**EXERCISE DETAILS:** Return each line of the data below exactly, omitting any pictures.

**INFORMATION SUPPLIED:**
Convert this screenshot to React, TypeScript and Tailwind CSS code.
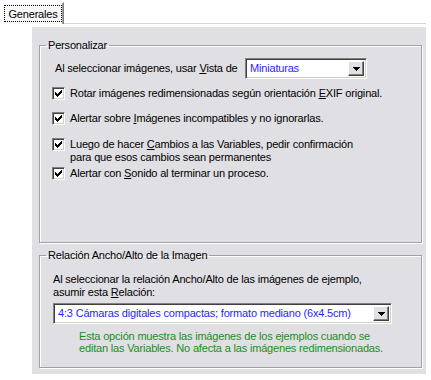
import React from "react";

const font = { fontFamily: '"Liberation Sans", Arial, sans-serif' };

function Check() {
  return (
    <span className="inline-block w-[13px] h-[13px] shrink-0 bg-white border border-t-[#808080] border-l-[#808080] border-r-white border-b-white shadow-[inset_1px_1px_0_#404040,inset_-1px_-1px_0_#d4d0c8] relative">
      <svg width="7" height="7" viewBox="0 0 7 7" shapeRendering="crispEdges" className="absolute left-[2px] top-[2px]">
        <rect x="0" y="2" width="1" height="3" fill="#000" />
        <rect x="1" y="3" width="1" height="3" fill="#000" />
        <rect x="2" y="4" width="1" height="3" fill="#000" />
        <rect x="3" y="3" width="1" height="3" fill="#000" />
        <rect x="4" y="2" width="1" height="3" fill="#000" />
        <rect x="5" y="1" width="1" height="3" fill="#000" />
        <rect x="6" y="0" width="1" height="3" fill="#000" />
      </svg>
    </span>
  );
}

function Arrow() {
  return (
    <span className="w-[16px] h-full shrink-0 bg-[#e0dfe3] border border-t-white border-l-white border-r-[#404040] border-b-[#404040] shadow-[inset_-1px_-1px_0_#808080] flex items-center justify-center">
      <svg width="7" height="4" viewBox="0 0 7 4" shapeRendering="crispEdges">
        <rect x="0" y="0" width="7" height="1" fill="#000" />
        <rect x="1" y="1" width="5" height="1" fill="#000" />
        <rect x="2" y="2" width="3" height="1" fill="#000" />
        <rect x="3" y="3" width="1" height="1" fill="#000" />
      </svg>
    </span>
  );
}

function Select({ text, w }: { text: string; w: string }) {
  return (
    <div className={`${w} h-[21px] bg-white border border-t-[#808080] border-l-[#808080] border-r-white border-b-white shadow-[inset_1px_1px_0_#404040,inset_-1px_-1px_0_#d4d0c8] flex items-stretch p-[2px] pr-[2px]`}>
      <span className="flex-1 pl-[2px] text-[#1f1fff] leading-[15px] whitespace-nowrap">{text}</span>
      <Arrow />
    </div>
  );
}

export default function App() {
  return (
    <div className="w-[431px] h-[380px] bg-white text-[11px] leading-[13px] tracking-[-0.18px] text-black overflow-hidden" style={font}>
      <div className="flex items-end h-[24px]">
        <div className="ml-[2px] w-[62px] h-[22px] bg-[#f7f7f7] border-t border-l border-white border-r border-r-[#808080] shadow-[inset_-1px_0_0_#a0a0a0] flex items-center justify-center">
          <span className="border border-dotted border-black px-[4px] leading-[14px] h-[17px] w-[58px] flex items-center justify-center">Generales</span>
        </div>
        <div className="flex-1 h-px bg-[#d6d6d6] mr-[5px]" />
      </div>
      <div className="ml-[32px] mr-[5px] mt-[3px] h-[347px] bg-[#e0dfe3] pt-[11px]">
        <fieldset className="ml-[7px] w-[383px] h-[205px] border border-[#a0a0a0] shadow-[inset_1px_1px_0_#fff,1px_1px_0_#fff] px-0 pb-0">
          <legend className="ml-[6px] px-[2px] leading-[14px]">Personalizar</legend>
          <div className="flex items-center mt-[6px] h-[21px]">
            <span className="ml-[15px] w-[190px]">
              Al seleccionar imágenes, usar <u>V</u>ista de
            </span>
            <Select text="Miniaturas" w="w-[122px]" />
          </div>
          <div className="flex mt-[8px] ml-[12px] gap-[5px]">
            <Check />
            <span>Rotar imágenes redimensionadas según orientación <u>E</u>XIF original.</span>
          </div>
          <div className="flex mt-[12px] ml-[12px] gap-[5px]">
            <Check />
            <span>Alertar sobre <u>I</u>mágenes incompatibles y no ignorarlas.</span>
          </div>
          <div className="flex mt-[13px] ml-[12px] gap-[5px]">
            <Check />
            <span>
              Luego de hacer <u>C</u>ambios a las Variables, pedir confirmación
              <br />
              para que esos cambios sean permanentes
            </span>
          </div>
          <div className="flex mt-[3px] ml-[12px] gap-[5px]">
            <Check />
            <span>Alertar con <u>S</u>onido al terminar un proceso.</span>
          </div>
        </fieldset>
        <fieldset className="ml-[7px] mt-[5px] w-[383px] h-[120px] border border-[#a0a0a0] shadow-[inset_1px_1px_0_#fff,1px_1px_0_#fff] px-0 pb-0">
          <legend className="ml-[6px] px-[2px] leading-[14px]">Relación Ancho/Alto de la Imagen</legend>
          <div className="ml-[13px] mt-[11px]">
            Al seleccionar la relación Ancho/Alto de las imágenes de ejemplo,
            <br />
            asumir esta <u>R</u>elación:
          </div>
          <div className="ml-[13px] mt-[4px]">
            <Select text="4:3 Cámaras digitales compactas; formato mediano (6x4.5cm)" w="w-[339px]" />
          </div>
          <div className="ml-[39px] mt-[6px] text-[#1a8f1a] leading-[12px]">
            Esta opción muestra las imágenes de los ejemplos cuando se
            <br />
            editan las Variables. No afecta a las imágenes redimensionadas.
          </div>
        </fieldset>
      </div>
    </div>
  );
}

**EXERCISE RESULT:**
Convert this screenshot to React, TypeScript and Tailwind CSS code.
import React from "react";

const font = { fontFamily: '"Liberation Sans", Arial, sans-serif' };

function Check() {
  return (
    <span className="inline-block w-[13px] h-[13px] shrink-0 bg-white border border-t-[#808080] border-l-[#808080] border-r-white border-b-white shadow-[inset_1px_1px_0_#404040,inset_-1px_-1px_0_#d4d0c8] relative">
      <svg width="7" height="7" viewBox="0 0 7 7" shapeRendering="crispEdges" className="absolute left-[2px] top-[2px]">
        <rect x="0" y="2" width="1" height="3" fill="#000" />
        <rect x="1" y="3" width="1" height="3" fill="#000" />
        <rect x="2" y="4" width="1" height="3" fill="#000" />
        <rect x="3" y="3" width="1" height="3" fill="#000" />
        <rect x="4" y="2" width="1" height="3" fill="#000" />
        <rect x="5" y="1" width="1" height="3" fill="#000" />
        <rect x="6" y="0" width="1" height="3" fill="#000" />
      </svg>
    </span>
  );
}

function Arrow() {
  return (
    <span className="w-[16px] h-full shrink-0 bg-[#e0dfe3] border border-t-white border-l-white border-r-[#404040] border-b-[#404040] shadow-[inset_-1px_-1px_0_#808080] flex items-center justify-center">
      <svg width="7" height="4" viewBox="0 0 7 4" shapeRendering="crispEdges">
        <rect x="0" y="0" width="7" height="1" fill="#000" />
        <rect x="1" y="1" width="5" height="1" fill="#000" />
        <rect x="2" y="2" width="3" height="1" fill="#000" />
        <rect x="3" y="3" width="1" height="1" fill="#000" />
      </svg>
    </span>
  );
}

function Select({ text, w }: { text: string; w: string }) {
  return (
    <div className={`${w} h-[21px] bg-white border border-t-[#808080] border-l-[#808080] border-r-white border-b-white shadow-[inset_1px_1px_0_#404040,inset_-1px_-1px_0_#d4d0c8] flex items-stretch p-[2px] pr-[2px]`}>
      <span className="flex-1 pl-[2px] text-[#1f1fff] leading-[15px] whitespace-nowrap">{text}</span>
      <Arrow />
    </div>
  );
}

export default function App() {
  return (
    <div className="w-[431px] h-[380px] bg-white text-[11px] leading-[13px] tracking-[-0.18px] text-black overflow-hidden" style={font}>
      <div className="flex items-end h-[24px]">
        <div className="ml-[2px] w-[62px] h-[22px] bg-[#f7f7f7] border-t border-l border-white border-r border-r-[#808080] shadow-[inset_-1px_0_0_#a0a0a0] flex items-center justify-center">
          <span className="border border-dotted border-black px-[4px] leading-[14px] h-[17px] w-[58px] flex items-center justify-center">Generales</span>
        </div>
        <div className="flex-1 h-px bg-[#d6d6d6] mr-[5px]" />
      </div>
      <div className="ml-[32px] mr-[5px] mt-[3px] h-[347px] bg-[#e0dfe3] pt-[11px]">
        <fieldset className="ml-[7px] w-[383px] h-[205px] border border-[#a0a0a0] shadow-[inset_1px_1px_0_#fff,1px_1px_0_#fff] px-0 pb-0">
          <legend className="ml-[6px] px-[2px] leading-[14px]">Personalizar</legend>
          <div className="flex items-center mt-[6px] h-[21px]">
            <span className="ml-[15px] w-[190px]">
              Al seleccionar imágenes, usar <u>V</u>ista de
            </span>
            <Select text="Miniaturas" w="w-[122px]" />
          </div>
          <div className="flex mt-[8px] ml-[12px] gap-[5px]">
            <Check />
            <span>Rotar imágenes redimensionadas según orientación <u>E</u>XIF original.</span>
          </div>
          <div className="flex mt-[12px] ml-[12px] gap-[5px]">
            <Check />
            <span>Alertar sobre <u>I</u>mágenes incompatibles y no ignorarlas.</span>
          </div>
          <div className="flex mt-[13px] ml-[12px] gap-[5px]">
            <Check />
            <span>
              Luego de hacer <u>C</u>ambios a las Variables, pedir confirmación
              <br />
              para que esos cambios sean permanentes
            </span>
          </div>
          <div className="flex mt-[3px] ml-[12px] gap-[5px]">
            <Check />
            <span>Alertar con <u>S</u>onido al terminar un proceso.</span>
          </div>
        </fieldset>
        <fieldset className="ml-[7px] mt-[5px] w-[383px] h-[120px] border border-[#a0a0a0] shadow-[inset_1px_1px_0_#fff,1px_1px_0_#fff] px-0 pb-0">
          <legend className="ml-[6px] px-[2px] leading-[14px]">Relación Ancho/Alto de la Imagen</legend>
          <div className="ml-[13px] mt-[11px]">
            Al seleccionar la relación Ancho/Alto de las imágenes de ejemplo,
            <br />
            asumir esta <u>R</u>elación:
          </div>
          <div className="ml-[13px] mt-[4px]">
            <Select text="4:3 Cámaras digitales compactas; formato mediano (6x4.5cm)" w="w-[339px]" />
          </div>
          <div className="ml-[39px] mt-[6px] text-[#1a8f1a] leading-[12px]">
            Esta opción muestra las imágenes de los ejemplos cuando se
            <br />
            editan las Variables. No afecta a las imágenes redimensionadas.
          </div>
        </fieldset>
      </div>
    </div>
  );
}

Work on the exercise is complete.